Hoy me topé con una noticia que me alegró el alma. Cerraron el Jr. Ayacucho, en el centro de Lima, donde vendían animales, el que está justo a la vuelta de RENIEC, paralela a Abancay. Para nadie es un secreto el tema del tráfico de animales que reina ahí, o las pésimas condiciones en las que mantienen a animales que de nada tienen la culpa más que de haber caído en manos de esa gente inescrupulosa. Hace un par de horas, al leer esta noticia recordé algo que me gustaría compartir con ustedes.
Yo solía tener periquitos en mi casa, desde que tengo memoria recuerdo a mi padrastro colgando jaulitas, enseñándome que el alpiste es para el periquito y NO PARA MI, y que el agüita hay que cambiarla -de preferencia- dos veces al día y etc. Siempre cuidaba a mis mascotitas y me empeñaba por taparlos de noche, destaparlos de día y recordarle a mi mamá que había que comprarles comida cada vez que ella iba al mercado.
Siempre que mi padrastro cogía la jaula para algo, yo brincaba de alegría porque eso significaba que lo acompañaría al centro, donde adquiríamos nuevas cosas como juguetitos, bloques de arcilla, palitos de alpiste y demás huevaditas que ayudaban al ave a tener el piquito más fuerte, etc. Recuerdo que nos atendía siempre el mismo señor gordo y barbón, que sacaba mi mascota de la cajita, la agarraba fuerte y le echaba un spray debajo de las alas, que servía para matar los pequeños ácaros que suelen tener las aves. Yo correteaba por todo el local, mirando los animales que se exponían como se expone un yogurt en Metro. Supongo que era muy chiquita para entender toda la maldad que ahí se escondía.
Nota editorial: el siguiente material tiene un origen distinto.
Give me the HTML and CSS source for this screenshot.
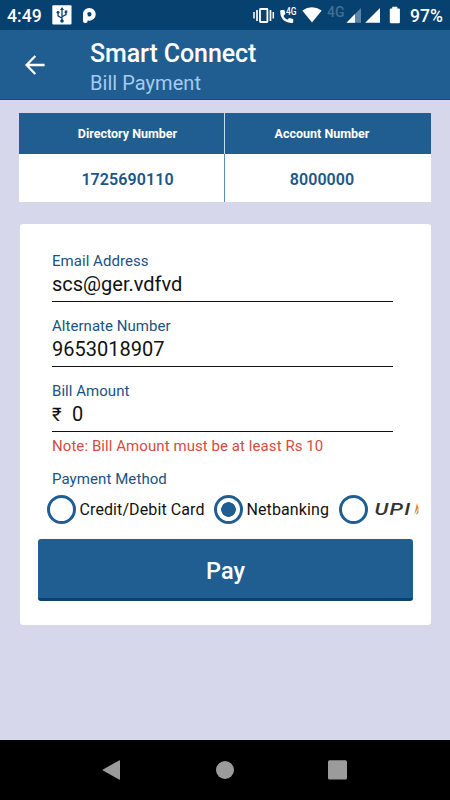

Mientras el señor barbón desparasitaba a mi ave, yo hacía mi recorrido por todo el local, donde encontraba perros, gatos, agapornis (Si no sabes qué es un agaporni, haz click aqui), palomas, cocatiles, periquitos, gorriones pecho rojo, canarios normales y canarios cantores, conejos grandes, conejos enanos, hámsters rusos, pequeñitos y grandes, peces: Nemo, Dory, Marlin, tortugas ninjas y tortujas charapas. Había de todo. Yo iba puesto por puesto, y agarraba de lorna al primero que veía, y lo tenía harto preguntándole cómo se llamaba tal o cual animal (por eso sé tantos nombres de tantos animales) y si me portaba bien y mi guía turístico de turno era amable, podía tener un conejito o un hámster pequeñito en mis manos y acariciarlo por unos segundos, hasta que me lo quitaba y volvía a ponerlo en la jaula.
Mis visitas al Jr. Ayacucho eran más o menos frecuentes. A medida que fui creciendo fui yo sola viendo por el bienestar de mis periquitos, entonces era yo quien los atendía, ya no iba con mi padrastro porque yo conocía el lugar a la perfección. Sabía que tenía que salir al Hospital del Empleado, tomar un carro hacia Abancay y bajarme en la antigua biblioteca para caminar un par de cuadras y listo. La tercera vez que caí en ese lugar repugnante yo tenía catorce años y un lorito nuevo, que me había encontrado en la calle a la salida del colegio. Como no sabía dónde más llevarlo, recurrí una vez más al centro de Lima, y busqué a quien recordaba como "el señor que curaba a mis periquitos". Entré con el ave en mis manos y en menos de cinco pasos tenía a un aproximado de siete personas ofreciéndome dinero por él. "Deben estar bromeando" me decía en mi mente mientras me negaba de todas las formas posibles y seguía caminando en busca del gordo ese. Cuando llegué a su puesto, no vi a nadie así que entré. A primera impresión, las aves eran como cualquier ave infeliz pero saludable en jaulas amplias y con el tazón lleno de comida. Hasta que seguí avanzando al ver que no había nadie en la tienda. Entré a una especie de depósito y lo que vieron mis ojos quedará por siempre alimentando mi odio hacia ese hombre: Había una jaula asquerosa, sucia y vieja medio tapada con una frazada que dejaba entrever plumas y deshechos propios de un animalito. Decidí destapar esa jaula para ver qué tipos de loros habían y solo vi piwichos muertos, uno encima de otro.
Salí asustada del lugar, pegué mi lorito al pecho y lloré sentada afuera de RENIEC. Un chico de unos veinticinco años aproximadamente me había seguido. Se sentó a mi lado y me dio una bolsita de semillas de girasol (alimento preferido de los loros... y mío... en esas épocas) y me dijo que él también había visto eso. Nos quedamos conversando un buen rato, me acompañó a tomar mi carro y adiós.